Thursday, June 19, 2008
Random notes on four version control systems
From 1996 to 2002, CVS was the only version control system I used. For that matter, it was almost the only system that anybody used, at least in the Unix world. (Well, a few nutty holdouts still used raw RCS...) In odd corners of the Internet, there were rumblings about other systems, but none of them had much mindshare or seemed worth the switching costs.
But somehow, over past five years, the version control universe seems to have opened up dramatically. CVS's competitors got more mature, and projects actually switched to them: Linux went to BitKeeper and git, KDE went to Subversion, etc. I'd occasionally use these systems to checkout and build source code, but I still didn't use them for actual development. Then, in 2006, I got a real job, where we use Perforce with some local wrapper scripts. More recently, I converted some of my personal codebases to Subversion and git, and started using them for real. So over the past two years, I've learned more about version control systems than I did in the previous eight.
Conclusions:
- There's no reason for anyone, anywhere, to use CVS for new projects. Subversion is stable; it has a strict superset of CVS's abilities; it requires almost no change in your mindset if you're coming from CVS; it runs on every platform that you're likely to have on your workstation or laptop; you can get hosting from a wide variety of providers; and its frontends are roughly as good as CVS frontends. (I use KDE, and kdesvn is only slightly less polished than Cervisia.)

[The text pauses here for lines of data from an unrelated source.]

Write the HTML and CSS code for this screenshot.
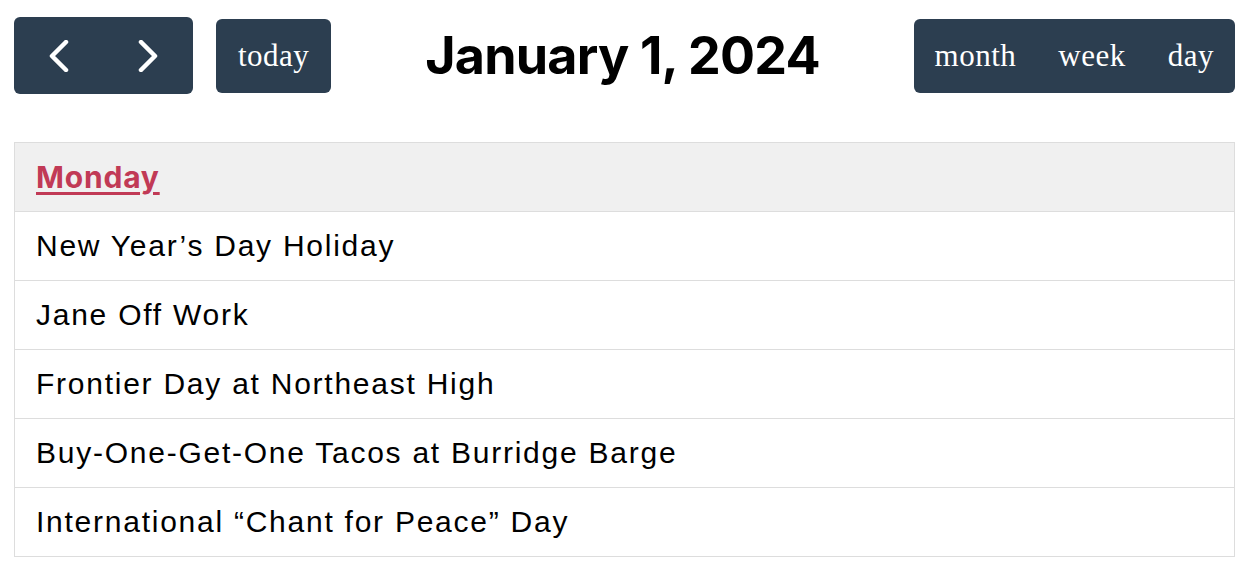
FILE: index.html
```html
<!DOCTYPE html>
<html lang="en">
<head>
    <meta charset="UTF-8">
    <meta name="viewport" content="width=device-width, initial-scale=1.0">
    <title>Calendar - Day List</title>
    <link rel="stylesheet" href="styles.css">
</head>
<body>
    <div class="calendar">
        <div class="toolbar">
            <div class="toolbar-chunk">
                <div class="btn-group">
                    <button class="btn btn-icon" title="Previous day">
                        <svg width="20" height="32" viewBox="0 0 20 32"><polyline points="17,2 3,16 17,30" /></svg>
                    </button>
                    <button class="btn btn-icon" title="Next day">
                        <svg width="20" height="32" viewBox="0 0 20 32"><polyline points="3,2 17,16 3,30" /></svg>
                    </button>
                </div>
                <button class="btn btn-today">today</button>
            </div>
            <h2 class="title">January 1, 2024</h2>
            <div class="btn-group btn-views">
                <button class="btn">month</button>
                <button class="btn">week</button>
                <button class="btn">day</button>
            </div>
        </div>
        <div class="list">
            <div class="list-day"><a href="#" class="day-link">Monday</a></div>
            <div class="list-item">New Year’s Day Holiday</div>
            <div class="list-item">Jane Off Work</div>
            <div class="list-item">Frontier Day at Northeast High</div>
            <div class="list-item">Buy-One-Get-One Tacos at Burridge Barge</div>
            <div class="list-item">International “Chant for Peace” Day</div>
        </div>
    </div>
</body>
</html>
```
FILE: styles.css
```css
body {
    margin: 0;
    padding: 17px 15px 0 14px;
    font-family: "Liberation Sans", Arial, sans-serif;
    color: #000;
    background: #fff;
}
.toolbar {
    display: flex;
    justify-content: space-between;
    align-items: center;
    height: 77px;
    margin-bottom: 48px;
}
.toolbar-chunk {
    display: flex;
    align-items: center;
}
.btn-group {
    display: flex;
}
.btn {
    background: #2c3e50;
    color: #fff;
    border: none;
    font-family: "Liberation Serif", "Times New Roman", serif;
    font-size: 31px;
    letter-spacing: 0.5px;
    height: 74px;
    padding: 0 21px;
    margin: 0;
    cursor: pointer;
}
.btn-group .btn {
    border-radius: 0;
}
.btn-group .btn:first-child {
    border-top-left-radius: 6px;
    border-bottom-left-radius: 6px;
}
.btn-group .btn:last-child {
    border-top-right-radius: 6px;
    border-bottom-right-radius: 6px;
}
.btn-icon {
    width: 89.5px;
    height: 77px;
    padding: 0;
    display: flex;
    justify-content: center;
    align-items: center;
}
.btn-icon svg polyline {
    fill: none;
    stroke: #fff;
    stroke-width: 4.5;
    stroke-linecap: round;
    stroke-linejoin: round;
}
.btn-today {
    margin-left: 23px;
    border-radius: 6px;
    padding: 0 22px;
}
.title {
    margin: 0;
    font-family: Inter, "Liberation Sans", sans-serif;
    font-weight: 700;
    font-size: 52px;
    letter-spacing: -0.8px;
}
.list {
    border: 1px solid #ddd;
}
.list-day {
    background: #f0f0f0;
    height: 68px;
    line-height: 68px;
    padding: 0 21px;
    border-bottom: 1px solid #ddd;
}
.day-link {
    font-family: Inter, "Liberation Sans", sans-serif;
    font-weight: 700;
    font-size: 30px;
    letter-spacing: 0.8px;
    color: #c13a56;
    text-decoration: underline;
    text-underline-offset: 4px;
}
.list-item {
    height: 68px;
    line-height: 68px;
    padding: 0 21px;
    font-size: 30px;
    letter-spacing: 1.75px;
    border-bottom: 1px solid #ddd;
}
.list-item:last-child {
    border-bottom: none;
}
```
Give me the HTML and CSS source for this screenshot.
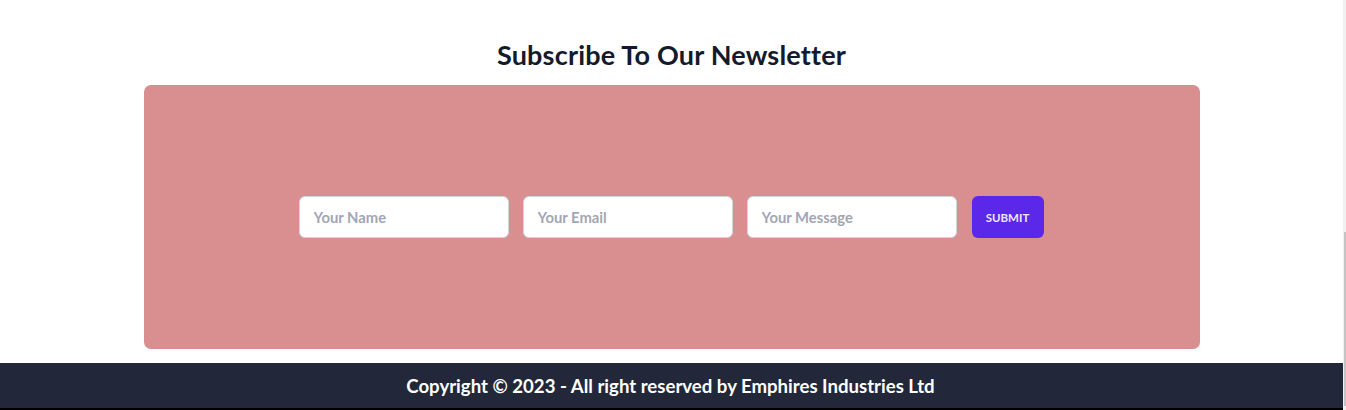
FILE: index.html
```html
<!DOCTYPE html>
<html lang="en">
<head>
<meta charset="utf-8">
<title>Newsletter</title>
<link rel="stylesheet" href="styles.css">
</head>
<body>
<div class="page">
  <section class="newsletter">
    <h2 class="title">Subscribe To Our Newsletter</h2>
    <div class="card">
      <form class="form">
        <input class="field" type="text" placeholder="Your Name">
        <input class="field" type="email" placeholder="Your Email">
        <input class="field" type="text" placeholder="Your Message">
        <button class="submit" type="button">SUBMIT</button>
      </form>
    </div>
  </section>
  <footer class="footer">
    <p class="copy">Copyright © 2023 - All right reserved by Emphires Industries Ltd</p>
  </footer>
  <div class="bottom-line"></div>
</div>
<div class="scrollbar"><div class="thumb"></div></div>
</body>
</html>
```
FILE: styles.css
```css
* { box-sizing: border-box; }
html, body { margin: 0; padding: 0; background: #ffffff; }
body {
  font-family: "Lato", "Open Sans", sans-serif;
  width: 1343px;
  overflow: hidden;
}
.page { display: flex; flex-direction: column; }
.newsletter {
  display: flex;
  flex-direction: column;
  align-items: center;
  padding-top: 36px;
}
.title {
  margin: 0;
  font-size: 27px;
  line-height: 37px;
  font-weight: 700;
  color: #141a2b;
  letter-spacing: 0.2px;
}
.card {
  margin-top: 12px;
  width: 1056px;
  height: 264px;
  background: #d98f8f;
  border-radius: 7px;
  display: flex;
  align-items: center;
  justify-content: center;
  padding-right: 1px;
}
.form { display: flex; gap: 14px; align-items: center; }
.field {
  width: 210px;
  height: 42px;
  border: 1px solid #d1d5db;
  border-radius: 6px;
  background: #fff;
  padding: 0 14px;
  font-family: inherit;
  font-size: 14.8px;
  font-weight: 700;
  color: #374151;
  outline: none;
}
.field::placeholder { color: #a3a6b4; }
.submit {
  width: 72px;
  height: 42px;
  margin-left: 1px;
  border: none;
  border-radius: 6px;
  background: #5b27e9;
  color: #ece8fb;
  font-family: inherit;
  font-size: 11.5px;
  font-weight: 700;
  padding: 0;
}
.footer {
  margin-top: 14px;
  height: 45px;
  background: #222839;
  display: flex;
  align-items: center;
  justify-content: center;
}
.copy {
  margin: 0;
  color: #ffffff;
  font-size: 18.6px;
  font-weight: 700;
  padding-right: 2px;
}
.bottom-line { height: 2px; background: #000; }
.scrollbar {
  position: fixed;
  top: 0;
  right: 0;
  width: 3px;
  height: 410px;
  background: #f1f1f1;
}
.thumb {
  position: absolute;
  top: 232px;
  left: 1px;
  width: 2px;
  height: 174px;
  background: #c4c4c4;
}
```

- CVS to SVN import is pretty good, but not perfect. It will introduce some spurious entries into revision logs, for reasons that I find obscure, and CVS tags won't be seamless.
- Perforce is a very nice version control system, and has done a lot to change my mind about using proprietary software development infrastructure tools. I particularly like Perforce's ability to prepare a "changelist" from a subset of files modified in your local copy, and perform actions at changelist granularity (e.g., mailing out the CL for review). My major annoyance going from Perforce to Subversion was the fact that svn commit submits all your modified files to the repository, unless you select a list of files manually; and you can't prepare that submission list in advance. (BTW, gvn is probably going to fix a lot of these problems.)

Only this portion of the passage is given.